> [Your goal] Say how many lines in the data below contain the word "that", and give no other text.

> [Input rows]
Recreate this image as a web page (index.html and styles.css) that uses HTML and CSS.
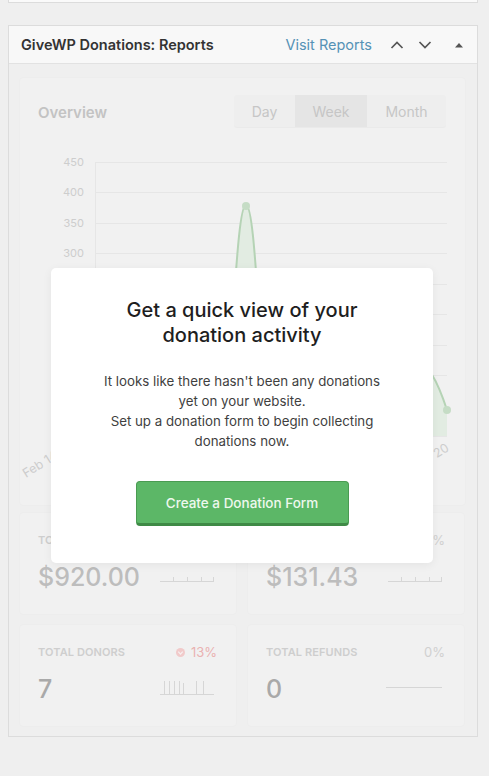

==

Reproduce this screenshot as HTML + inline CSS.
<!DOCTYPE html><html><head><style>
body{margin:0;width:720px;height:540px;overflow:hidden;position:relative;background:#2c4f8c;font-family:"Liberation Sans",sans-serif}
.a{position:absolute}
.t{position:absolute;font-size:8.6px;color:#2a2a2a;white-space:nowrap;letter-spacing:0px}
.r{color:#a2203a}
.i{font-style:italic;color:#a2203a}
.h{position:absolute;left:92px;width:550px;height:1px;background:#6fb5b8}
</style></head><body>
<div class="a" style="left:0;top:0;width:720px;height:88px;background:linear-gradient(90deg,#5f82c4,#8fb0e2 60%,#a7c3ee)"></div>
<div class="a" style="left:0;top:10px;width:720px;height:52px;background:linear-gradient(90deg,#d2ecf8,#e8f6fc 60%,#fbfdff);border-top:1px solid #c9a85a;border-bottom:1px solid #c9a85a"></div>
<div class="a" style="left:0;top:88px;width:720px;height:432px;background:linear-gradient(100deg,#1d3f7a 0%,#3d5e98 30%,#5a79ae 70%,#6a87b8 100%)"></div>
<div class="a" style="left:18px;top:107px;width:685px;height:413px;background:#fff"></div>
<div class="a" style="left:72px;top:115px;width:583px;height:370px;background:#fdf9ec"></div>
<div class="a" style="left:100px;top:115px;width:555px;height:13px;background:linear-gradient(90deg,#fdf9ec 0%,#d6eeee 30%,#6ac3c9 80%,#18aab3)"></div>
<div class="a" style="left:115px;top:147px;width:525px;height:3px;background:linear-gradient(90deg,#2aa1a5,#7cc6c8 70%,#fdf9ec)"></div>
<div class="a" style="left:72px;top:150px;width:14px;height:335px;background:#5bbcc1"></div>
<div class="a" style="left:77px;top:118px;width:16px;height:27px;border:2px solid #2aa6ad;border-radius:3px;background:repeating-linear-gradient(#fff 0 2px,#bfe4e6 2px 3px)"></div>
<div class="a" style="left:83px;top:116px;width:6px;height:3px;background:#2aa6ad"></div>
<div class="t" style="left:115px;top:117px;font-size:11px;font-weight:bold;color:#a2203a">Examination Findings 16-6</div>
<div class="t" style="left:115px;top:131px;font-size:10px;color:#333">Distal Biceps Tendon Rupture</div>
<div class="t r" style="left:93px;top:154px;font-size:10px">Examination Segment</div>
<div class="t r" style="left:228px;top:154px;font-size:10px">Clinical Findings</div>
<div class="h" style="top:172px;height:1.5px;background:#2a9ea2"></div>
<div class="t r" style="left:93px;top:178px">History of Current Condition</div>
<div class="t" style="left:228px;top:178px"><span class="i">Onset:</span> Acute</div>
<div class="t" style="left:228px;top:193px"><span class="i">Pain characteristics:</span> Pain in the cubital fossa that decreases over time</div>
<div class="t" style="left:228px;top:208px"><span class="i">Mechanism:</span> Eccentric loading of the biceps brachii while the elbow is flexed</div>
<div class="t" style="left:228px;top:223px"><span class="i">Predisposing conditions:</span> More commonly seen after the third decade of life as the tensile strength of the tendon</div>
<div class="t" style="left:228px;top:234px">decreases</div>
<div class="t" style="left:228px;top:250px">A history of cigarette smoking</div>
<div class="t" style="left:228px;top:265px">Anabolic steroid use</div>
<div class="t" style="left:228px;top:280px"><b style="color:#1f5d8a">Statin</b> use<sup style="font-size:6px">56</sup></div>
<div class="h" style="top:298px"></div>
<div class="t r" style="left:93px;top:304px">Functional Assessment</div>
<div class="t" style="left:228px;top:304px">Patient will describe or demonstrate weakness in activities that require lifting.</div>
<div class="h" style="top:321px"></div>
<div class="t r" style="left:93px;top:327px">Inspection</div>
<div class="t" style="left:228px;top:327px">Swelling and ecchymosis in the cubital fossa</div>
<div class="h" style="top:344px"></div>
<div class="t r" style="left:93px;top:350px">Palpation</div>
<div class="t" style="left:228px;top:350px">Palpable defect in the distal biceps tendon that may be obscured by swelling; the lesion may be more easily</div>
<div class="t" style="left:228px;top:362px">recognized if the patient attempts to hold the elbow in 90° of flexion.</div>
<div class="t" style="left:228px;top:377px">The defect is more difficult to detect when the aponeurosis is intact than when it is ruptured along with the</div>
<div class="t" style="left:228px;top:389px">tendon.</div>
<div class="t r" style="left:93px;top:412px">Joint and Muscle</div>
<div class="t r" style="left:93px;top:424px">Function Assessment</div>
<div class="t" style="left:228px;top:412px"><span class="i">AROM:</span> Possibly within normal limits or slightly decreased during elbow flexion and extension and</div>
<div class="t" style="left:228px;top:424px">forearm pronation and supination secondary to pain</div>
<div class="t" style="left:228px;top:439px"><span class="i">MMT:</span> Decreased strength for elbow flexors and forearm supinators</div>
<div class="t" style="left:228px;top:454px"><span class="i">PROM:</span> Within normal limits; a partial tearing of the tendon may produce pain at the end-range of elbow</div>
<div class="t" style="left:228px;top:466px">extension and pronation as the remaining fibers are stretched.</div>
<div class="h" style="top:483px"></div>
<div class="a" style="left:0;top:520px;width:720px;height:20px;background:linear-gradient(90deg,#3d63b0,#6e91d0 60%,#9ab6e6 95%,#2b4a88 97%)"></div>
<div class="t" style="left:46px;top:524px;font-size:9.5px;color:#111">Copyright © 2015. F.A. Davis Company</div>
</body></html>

* * *

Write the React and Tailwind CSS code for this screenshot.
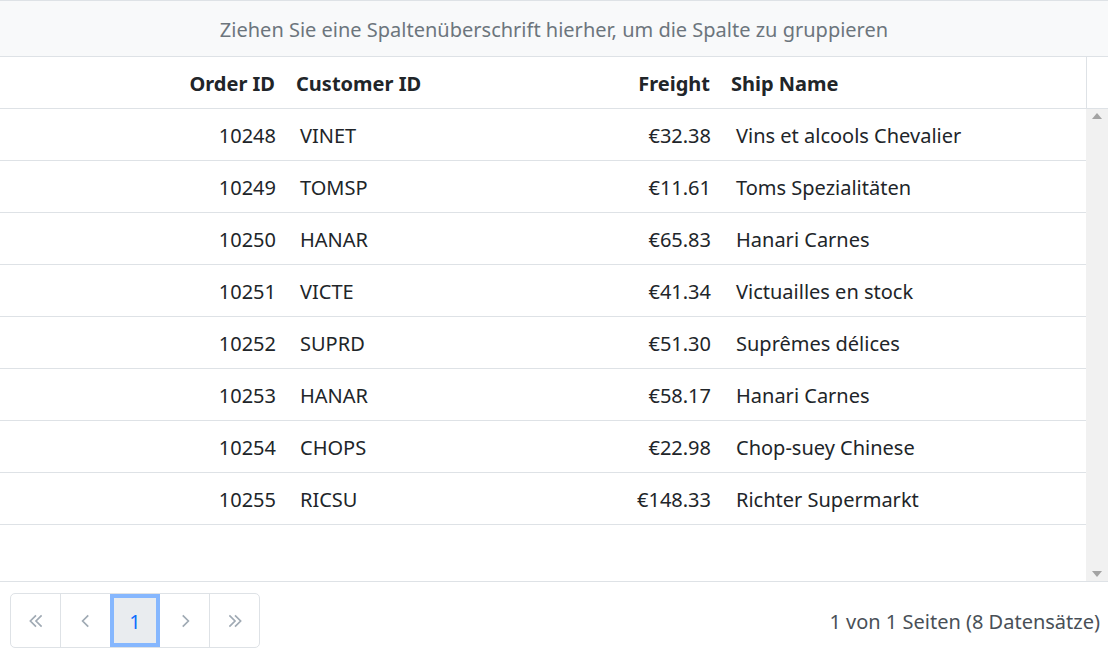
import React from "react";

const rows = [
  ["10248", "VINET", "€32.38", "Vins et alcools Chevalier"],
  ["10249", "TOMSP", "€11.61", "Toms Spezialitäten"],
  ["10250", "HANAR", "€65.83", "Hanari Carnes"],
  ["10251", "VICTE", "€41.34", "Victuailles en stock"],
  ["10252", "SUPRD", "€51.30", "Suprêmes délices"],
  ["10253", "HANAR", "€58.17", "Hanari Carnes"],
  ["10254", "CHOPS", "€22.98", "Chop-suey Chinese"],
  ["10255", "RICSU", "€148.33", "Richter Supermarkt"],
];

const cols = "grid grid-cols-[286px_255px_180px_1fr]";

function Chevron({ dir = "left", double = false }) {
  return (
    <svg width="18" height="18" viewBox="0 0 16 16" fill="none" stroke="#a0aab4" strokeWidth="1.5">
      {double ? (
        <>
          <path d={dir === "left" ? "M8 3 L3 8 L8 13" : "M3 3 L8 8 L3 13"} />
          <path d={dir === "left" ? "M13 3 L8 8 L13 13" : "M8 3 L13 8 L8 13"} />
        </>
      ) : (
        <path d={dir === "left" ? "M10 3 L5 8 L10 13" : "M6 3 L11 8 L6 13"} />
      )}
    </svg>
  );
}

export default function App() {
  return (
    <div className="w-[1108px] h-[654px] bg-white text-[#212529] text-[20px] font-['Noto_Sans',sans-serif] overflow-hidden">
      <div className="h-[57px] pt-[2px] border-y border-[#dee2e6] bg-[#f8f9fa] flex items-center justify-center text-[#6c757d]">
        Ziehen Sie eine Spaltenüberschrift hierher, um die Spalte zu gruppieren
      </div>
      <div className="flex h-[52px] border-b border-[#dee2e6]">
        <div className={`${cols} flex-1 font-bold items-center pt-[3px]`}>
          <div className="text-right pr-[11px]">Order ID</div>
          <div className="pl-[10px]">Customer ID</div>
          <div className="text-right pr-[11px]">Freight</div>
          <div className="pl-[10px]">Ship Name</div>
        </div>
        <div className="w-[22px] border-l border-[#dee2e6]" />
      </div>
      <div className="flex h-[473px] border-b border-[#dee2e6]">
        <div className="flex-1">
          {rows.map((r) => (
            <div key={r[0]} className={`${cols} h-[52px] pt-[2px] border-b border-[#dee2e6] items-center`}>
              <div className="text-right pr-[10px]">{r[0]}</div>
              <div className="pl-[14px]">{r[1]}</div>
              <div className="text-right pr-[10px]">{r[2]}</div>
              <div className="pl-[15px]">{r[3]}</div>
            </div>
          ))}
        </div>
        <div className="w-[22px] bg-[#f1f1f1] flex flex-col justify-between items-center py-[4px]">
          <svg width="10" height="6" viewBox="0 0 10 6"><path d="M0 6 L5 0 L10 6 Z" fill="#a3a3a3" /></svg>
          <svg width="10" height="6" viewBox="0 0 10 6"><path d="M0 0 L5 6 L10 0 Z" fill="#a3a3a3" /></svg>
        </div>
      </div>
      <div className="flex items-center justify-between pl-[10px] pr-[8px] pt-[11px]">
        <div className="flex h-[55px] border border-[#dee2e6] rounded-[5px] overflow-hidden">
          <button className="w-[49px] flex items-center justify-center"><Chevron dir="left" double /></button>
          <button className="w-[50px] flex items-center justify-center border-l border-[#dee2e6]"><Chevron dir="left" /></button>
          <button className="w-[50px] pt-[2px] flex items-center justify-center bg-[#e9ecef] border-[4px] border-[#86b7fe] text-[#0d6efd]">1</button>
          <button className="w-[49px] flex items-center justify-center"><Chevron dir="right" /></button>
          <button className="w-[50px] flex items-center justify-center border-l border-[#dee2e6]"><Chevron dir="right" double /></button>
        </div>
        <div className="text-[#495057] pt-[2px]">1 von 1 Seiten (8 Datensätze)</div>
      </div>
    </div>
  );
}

> [Answer to the exercise] 4